### ENTRIES PROVIDED ###

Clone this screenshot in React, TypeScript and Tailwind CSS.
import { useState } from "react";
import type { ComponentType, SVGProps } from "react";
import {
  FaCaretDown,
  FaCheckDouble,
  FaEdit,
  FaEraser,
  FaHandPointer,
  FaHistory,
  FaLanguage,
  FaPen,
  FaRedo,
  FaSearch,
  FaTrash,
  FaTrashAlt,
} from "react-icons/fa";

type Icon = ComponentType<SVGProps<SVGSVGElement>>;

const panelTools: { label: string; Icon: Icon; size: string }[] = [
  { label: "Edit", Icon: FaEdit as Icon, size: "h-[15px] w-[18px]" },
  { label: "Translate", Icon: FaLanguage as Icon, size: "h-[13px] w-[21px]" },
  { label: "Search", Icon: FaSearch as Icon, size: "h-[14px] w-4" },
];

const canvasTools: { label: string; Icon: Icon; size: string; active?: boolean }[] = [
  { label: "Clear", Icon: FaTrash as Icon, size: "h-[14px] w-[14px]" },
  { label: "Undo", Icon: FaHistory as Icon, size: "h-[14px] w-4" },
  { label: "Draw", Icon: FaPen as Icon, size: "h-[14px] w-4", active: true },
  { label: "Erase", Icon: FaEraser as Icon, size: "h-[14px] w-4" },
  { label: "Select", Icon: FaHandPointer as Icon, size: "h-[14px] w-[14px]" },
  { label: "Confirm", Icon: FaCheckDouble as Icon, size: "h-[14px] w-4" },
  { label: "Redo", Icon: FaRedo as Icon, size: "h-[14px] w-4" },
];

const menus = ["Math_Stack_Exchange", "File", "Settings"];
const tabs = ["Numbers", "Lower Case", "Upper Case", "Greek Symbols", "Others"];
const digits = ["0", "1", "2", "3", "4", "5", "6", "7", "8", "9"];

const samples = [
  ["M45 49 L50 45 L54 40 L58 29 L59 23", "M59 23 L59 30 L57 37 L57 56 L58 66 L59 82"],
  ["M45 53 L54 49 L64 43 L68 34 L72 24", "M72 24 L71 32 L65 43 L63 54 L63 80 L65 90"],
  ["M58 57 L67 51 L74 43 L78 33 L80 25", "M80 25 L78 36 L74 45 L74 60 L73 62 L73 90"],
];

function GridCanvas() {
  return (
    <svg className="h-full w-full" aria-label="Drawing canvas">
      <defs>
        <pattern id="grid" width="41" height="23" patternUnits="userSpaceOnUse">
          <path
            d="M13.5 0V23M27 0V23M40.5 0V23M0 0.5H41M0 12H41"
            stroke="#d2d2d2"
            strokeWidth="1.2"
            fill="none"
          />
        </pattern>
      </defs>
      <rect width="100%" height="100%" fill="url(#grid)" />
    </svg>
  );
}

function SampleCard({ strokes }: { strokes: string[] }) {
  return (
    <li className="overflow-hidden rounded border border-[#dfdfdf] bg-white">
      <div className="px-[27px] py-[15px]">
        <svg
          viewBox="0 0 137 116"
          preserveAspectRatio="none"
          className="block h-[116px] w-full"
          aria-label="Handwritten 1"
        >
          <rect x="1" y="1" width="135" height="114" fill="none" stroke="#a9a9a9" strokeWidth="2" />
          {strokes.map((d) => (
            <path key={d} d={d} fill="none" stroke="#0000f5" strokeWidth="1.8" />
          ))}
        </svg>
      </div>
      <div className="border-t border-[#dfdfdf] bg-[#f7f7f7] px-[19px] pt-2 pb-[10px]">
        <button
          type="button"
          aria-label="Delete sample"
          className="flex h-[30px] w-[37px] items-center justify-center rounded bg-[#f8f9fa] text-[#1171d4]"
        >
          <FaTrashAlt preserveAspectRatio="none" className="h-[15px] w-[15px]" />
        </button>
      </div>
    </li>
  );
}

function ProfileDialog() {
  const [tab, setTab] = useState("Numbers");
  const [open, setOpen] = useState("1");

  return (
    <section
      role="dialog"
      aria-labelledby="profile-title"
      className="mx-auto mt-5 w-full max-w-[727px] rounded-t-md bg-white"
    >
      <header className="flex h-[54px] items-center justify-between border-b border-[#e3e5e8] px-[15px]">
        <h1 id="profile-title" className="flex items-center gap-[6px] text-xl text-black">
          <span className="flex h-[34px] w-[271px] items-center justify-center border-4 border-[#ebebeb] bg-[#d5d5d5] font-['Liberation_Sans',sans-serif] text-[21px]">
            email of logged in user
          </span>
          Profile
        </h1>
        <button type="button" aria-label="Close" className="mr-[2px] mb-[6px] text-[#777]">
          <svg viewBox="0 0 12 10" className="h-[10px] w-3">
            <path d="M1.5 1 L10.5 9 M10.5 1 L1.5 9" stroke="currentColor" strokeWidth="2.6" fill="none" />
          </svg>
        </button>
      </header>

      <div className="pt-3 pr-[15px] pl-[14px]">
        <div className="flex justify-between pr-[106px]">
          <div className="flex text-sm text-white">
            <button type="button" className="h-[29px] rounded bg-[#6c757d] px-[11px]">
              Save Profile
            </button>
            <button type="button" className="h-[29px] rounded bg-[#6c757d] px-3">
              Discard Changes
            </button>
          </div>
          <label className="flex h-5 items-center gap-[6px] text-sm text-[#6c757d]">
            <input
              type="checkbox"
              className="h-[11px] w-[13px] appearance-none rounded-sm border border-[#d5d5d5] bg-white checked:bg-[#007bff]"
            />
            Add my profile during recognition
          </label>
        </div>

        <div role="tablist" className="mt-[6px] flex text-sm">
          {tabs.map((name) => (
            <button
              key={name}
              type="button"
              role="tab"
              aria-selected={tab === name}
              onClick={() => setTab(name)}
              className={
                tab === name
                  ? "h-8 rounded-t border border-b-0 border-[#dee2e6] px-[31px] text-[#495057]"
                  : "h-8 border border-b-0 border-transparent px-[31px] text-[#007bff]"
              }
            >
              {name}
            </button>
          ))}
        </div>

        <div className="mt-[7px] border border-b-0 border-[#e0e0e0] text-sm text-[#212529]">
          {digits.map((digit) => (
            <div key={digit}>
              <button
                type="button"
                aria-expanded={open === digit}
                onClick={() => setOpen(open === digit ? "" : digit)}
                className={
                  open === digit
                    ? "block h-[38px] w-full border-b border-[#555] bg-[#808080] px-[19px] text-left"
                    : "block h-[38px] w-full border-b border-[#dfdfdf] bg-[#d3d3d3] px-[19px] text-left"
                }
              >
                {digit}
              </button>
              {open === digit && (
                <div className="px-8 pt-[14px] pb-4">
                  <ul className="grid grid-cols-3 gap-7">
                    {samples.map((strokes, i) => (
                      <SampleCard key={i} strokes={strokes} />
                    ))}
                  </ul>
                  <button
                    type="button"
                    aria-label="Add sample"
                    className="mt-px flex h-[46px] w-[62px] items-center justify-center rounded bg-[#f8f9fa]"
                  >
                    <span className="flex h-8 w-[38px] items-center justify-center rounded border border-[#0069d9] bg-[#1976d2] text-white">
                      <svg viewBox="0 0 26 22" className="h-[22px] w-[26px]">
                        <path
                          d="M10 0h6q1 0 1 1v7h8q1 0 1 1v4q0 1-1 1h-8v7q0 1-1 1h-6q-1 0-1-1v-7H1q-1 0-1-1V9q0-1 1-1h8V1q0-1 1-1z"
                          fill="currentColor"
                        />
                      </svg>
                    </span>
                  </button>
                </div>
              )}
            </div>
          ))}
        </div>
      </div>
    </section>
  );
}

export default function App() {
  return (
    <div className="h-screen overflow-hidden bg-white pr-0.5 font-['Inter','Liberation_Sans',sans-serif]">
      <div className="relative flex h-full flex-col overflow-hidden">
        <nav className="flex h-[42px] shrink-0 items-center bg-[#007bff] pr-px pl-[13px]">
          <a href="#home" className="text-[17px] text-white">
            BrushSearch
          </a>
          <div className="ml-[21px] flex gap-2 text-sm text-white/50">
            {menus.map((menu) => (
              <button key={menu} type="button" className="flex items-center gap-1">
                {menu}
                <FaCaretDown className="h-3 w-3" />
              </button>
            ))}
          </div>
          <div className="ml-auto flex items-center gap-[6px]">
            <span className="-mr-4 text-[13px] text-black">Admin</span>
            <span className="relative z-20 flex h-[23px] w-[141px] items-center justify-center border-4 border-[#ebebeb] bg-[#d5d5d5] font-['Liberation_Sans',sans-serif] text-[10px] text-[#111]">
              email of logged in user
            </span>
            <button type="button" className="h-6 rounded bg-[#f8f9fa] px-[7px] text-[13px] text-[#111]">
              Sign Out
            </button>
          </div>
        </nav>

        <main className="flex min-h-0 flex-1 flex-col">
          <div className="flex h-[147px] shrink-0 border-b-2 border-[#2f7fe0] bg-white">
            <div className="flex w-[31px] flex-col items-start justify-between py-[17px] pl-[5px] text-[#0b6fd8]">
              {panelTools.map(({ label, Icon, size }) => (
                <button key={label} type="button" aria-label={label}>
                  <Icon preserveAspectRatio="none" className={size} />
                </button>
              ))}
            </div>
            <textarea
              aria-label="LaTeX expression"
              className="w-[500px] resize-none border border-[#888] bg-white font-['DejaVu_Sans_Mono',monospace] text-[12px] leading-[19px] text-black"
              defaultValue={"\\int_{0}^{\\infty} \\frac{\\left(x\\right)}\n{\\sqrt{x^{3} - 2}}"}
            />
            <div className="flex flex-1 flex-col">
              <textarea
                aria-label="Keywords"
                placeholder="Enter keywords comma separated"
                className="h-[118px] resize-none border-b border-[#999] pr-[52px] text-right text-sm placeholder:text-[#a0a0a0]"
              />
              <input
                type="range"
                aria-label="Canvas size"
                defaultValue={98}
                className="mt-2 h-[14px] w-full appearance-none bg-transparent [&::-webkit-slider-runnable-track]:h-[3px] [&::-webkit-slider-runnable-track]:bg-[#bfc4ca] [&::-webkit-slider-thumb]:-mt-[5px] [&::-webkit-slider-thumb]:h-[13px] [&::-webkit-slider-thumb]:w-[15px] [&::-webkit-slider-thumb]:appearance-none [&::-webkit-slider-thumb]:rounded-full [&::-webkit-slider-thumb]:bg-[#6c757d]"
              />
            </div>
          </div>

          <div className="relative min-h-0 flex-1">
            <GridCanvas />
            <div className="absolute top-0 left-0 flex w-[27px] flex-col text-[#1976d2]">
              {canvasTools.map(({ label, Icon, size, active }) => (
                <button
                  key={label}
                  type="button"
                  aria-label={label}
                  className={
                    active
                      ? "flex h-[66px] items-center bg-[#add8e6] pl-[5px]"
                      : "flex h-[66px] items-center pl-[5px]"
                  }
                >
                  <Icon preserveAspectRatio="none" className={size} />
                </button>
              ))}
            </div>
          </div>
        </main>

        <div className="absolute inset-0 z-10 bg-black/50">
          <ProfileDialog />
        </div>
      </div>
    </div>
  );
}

###
### ENTRIES PROVIDED ###

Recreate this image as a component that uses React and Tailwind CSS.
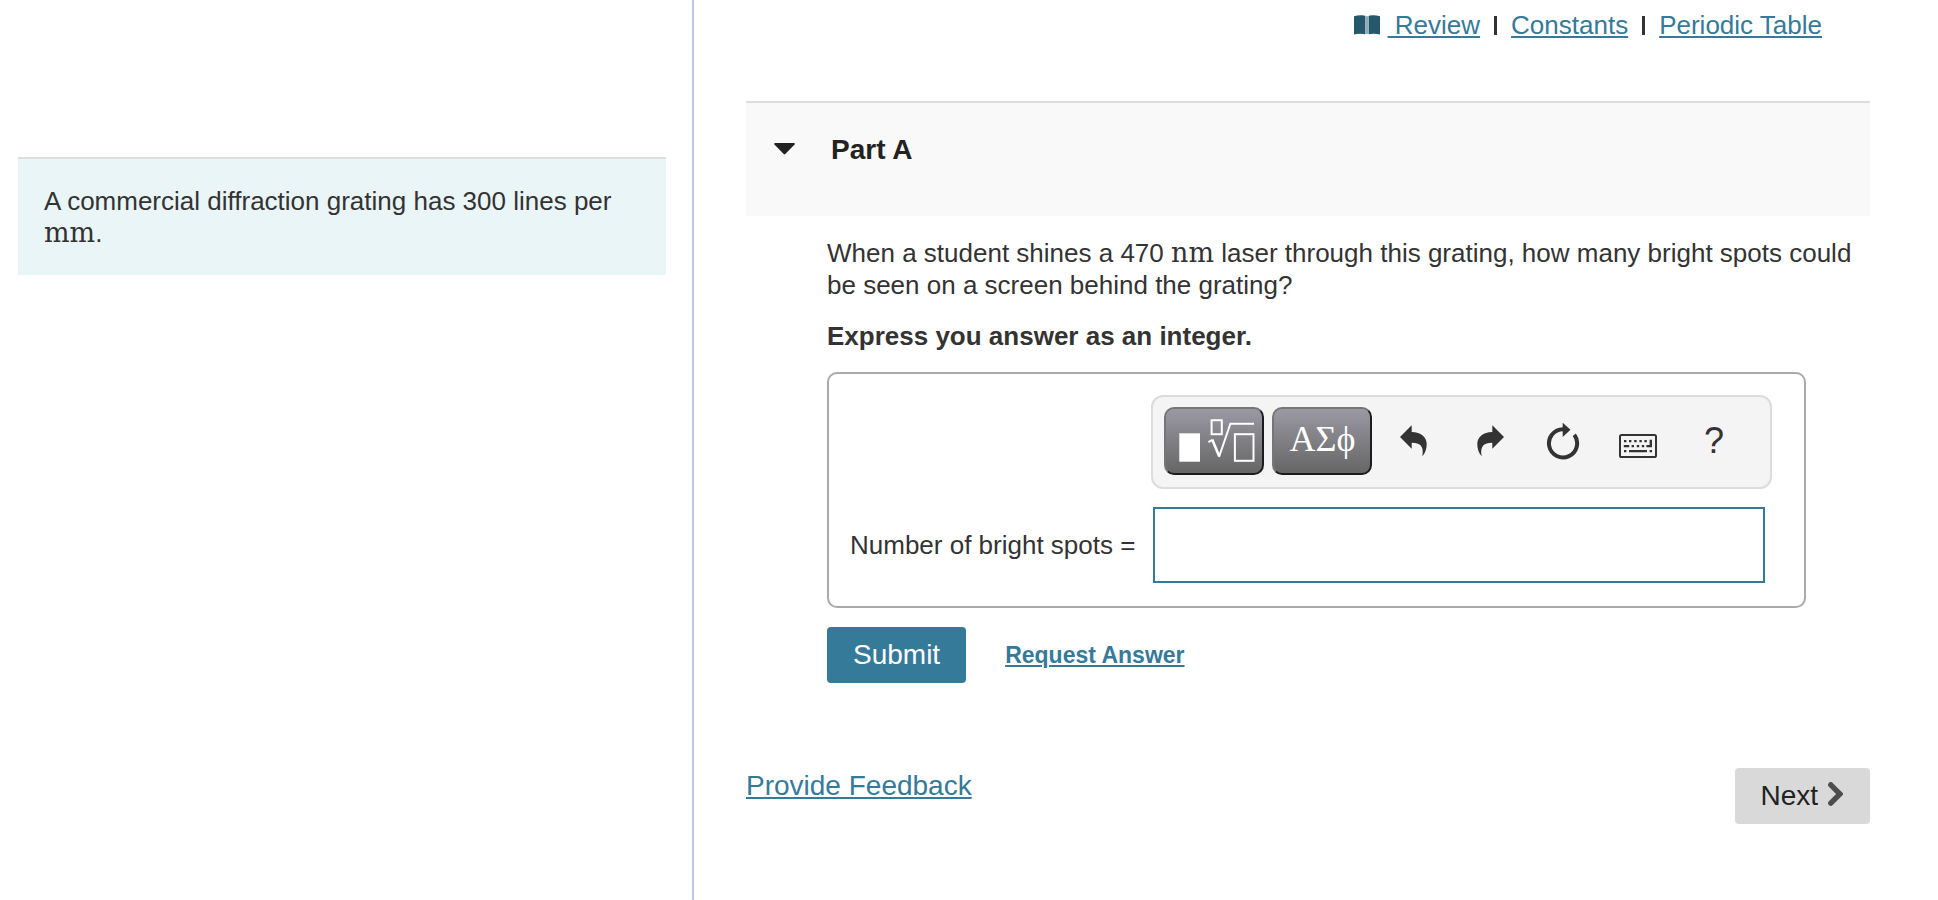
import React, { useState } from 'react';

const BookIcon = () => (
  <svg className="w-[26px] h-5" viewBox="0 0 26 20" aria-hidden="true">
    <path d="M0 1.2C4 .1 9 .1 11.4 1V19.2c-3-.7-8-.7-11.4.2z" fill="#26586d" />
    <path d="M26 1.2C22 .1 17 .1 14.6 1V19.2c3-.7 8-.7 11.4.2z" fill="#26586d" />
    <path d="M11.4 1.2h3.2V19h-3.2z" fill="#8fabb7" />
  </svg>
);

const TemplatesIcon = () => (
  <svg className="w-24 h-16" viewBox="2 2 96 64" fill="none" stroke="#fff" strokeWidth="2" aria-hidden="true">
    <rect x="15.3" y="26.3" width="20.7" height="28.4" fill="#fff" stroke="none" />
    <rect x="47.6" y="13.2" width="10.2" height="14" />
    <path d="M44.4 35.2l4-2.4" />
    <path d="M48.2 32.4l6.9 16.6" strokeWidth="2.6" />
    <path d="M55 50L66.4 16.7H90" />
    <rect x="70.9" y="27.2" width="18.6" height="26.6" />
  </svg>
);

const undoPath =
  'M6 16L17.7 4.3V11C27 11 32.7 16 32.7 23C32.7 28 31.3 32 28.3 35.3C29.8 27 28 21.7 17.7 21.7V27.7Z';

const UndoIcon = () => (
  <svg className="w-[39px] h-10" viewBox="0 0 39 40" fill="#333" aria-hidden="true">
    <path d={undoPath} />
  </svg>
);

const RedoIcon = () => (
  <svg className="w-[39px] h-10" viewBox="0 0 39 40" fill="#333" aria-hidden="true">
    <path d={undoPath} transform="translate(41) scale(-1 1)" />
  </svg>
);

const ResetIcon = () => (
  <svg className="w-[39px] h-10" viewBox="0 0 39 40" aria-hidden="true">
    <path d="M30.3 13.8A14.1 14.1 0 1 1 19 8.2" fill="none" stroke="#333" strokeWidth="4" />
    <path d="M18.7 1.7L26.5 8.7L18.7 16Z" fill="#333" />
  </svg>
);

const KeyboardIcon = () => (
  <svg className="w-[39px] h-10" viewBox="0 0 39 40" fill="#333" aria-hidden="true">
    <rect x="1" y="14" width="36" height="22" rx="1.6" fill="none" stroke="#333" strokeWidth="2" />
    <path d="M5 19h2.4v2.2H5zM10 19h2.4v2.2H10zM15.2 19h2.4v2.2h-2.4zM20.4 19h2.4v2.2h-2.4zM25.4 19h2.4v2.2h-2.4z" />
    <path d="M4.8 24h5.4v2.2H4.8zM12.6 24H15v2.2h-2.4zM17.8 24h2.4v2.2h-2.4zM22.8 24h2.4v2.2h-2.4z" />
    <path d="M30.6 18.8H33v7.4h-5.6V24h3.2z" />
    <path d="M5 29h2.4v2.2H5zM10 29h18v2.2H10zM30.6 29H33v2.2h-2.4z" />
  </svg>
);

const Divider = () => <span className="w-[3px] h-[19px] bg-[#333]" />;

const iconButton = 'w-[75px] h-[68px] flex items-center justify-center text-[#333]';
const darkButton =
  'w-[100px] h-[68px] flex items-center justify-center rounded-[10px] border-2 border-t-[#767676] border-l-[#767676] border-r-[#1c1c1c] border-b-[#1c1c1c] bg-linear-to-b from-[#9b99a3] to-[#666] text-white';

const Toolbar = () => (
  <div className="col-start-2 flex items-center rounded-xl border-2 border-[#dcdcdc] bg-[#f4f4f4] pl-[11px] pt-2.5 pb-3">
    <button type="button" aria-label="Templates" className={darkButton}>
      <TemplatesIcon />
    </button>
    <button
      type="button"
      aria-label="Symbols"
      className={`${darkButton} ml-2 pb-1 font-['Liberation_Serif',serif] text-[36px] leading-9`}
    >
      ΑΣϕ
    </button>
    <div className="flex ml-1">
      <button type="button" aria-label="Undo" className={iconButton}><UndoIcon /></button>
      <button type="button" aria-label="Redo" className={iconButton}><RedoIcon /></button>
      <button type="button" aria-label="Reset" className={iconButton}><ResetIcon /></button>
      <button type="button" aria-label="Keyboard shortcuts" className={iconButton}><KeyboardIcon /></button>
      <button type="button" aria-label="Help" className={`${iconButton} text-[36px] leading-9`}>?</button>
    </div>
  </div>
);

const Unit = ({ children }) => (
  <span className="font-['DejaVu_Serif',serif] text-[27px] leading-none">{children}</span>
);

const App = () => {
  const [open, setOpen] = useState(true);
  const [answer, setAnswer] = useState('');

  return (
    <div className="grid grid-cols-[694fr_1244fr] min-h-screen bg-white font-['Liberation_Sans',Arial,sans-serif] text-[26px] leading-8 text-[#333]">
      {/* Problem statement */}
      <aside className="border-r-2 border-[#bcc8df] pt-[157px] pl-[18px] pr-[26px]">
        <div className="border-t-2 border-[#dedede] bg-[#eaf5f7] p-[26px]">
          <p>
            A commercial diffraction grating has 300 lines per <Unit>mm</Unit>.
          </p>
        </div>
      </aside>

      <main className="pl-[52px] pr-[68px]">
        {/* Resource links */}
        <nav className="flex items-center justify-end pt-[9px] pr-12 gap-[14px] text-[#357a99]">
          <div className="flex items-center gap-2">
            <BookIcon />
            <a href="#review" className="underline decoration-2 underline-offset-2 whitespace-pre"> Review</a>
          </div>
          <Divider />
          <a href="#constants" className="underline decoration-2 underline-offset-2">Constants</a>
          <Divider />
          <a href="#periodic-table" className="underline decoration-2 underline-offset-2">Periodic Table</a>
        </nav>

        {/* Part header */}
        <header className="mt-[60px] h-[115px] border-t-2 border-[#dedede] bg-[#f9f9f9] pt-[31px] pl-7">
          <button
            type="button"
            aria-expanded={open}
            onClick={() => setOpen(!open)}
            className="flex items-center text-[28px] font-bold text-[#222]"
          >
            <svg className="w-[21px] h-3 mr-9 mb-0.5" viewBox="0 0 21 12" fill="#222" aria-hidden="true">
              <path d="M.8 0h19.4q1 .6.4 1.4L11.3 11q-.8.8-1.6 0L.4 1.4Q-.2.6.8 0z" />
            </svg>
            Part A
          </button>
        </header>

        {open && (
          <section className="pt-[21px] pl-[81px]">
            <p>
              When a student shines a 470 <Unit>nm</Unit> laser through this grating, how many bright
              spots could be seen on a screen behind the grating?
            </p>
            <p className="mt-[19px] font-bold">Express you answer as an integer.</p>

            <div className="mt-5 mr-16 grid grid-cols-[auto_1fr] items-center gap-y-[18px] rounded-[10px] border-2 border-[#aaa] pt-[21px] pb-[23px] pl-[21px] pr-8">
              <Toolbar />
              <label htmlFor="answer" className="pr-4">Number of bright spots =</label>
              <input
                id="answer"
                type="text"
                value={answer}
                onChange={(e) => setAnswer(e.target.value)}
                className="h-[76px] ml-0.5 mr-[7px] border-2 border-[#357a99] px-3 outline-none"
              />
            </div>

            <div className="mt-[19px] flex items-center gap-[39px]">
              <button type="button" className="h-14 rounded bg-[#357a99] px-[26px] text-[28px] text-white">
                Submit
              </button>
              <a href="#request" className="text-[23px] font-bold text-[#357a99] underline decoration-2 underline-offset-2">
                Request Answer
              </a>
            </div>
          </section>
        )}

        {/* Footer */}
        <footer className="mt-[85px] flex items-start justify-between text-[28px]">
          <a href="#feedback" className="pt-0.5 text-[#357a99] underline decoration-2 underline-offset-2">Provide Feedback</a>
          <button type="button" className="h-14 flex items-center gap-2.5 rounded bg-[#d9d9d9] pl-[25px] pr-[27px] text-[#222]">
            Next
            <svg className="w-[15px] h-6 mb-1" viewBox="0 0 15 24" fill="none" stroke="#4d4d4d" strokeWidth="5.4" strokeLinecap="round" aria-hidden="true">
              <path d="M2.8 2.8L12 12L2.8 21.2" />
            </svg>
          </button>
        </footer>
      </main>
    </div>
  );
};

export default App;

###

- EXERCISE DETAILS -
Quote the lines above exactly, starting with the one that has "Recreate this image" and ending with the one that has "21.7 17.7 21.7V27.7Z';"; drop the pictures and include nothing else.

- CORRECT OUTPUT -
Recreate this image as a component that uses React and Tailwind CSS.
import React, { useState } from 'react';

const BookIcon = () => (
  <svg className="w-[26px] h-5" viewBox="0 0 26 20" aria-hidden="true">
    <path d="M0 1.2C4 .1 9 .1 11.4 1V19.2c-3-.7-8-.7-11.4.2z" fill="#26586d" />
    <path d="M26 1.2C22 .1 17 .1 14.6 1V19.2c3-.7 8-.7 11.4.2z" fill="#26586d" />
    <path d="M11.4 1.2h3.2V19h-3.2z" fill="#8fabb7" />
  </svg>
);

const TemplatesIcon = () => (
  <svg className="w-24 h-16" viewBox="2 2 96 64" fill="none" stroke="#fff" strokeWidth="2" aria-hidden="true">
    <rect x="15.3" y="26.3" width="20.7" height="28.4" fill="#fff" stroke="none" />
    <rect x="47.6" y="13.2" width="10.2" height="14" />
    <path d="M44.4 35.2l4-2.4" />
    <path d="M48.2 32.4l6.9 16.6" strokeWidth="2.6" />
    <path d="M55 50L66.4 16.7H90" />
    <rect x="70.9" y="27.2" width="18.6" height="26.6" />
  </svg>
);

const undoPath =
  'M6 16L17.7 4.3V11C27 11 32.7 16 32.7 23C32.7 28 31.3 32 28.3 35.3C29.8 27 28 21.7 17.7 21.7V27.7Z';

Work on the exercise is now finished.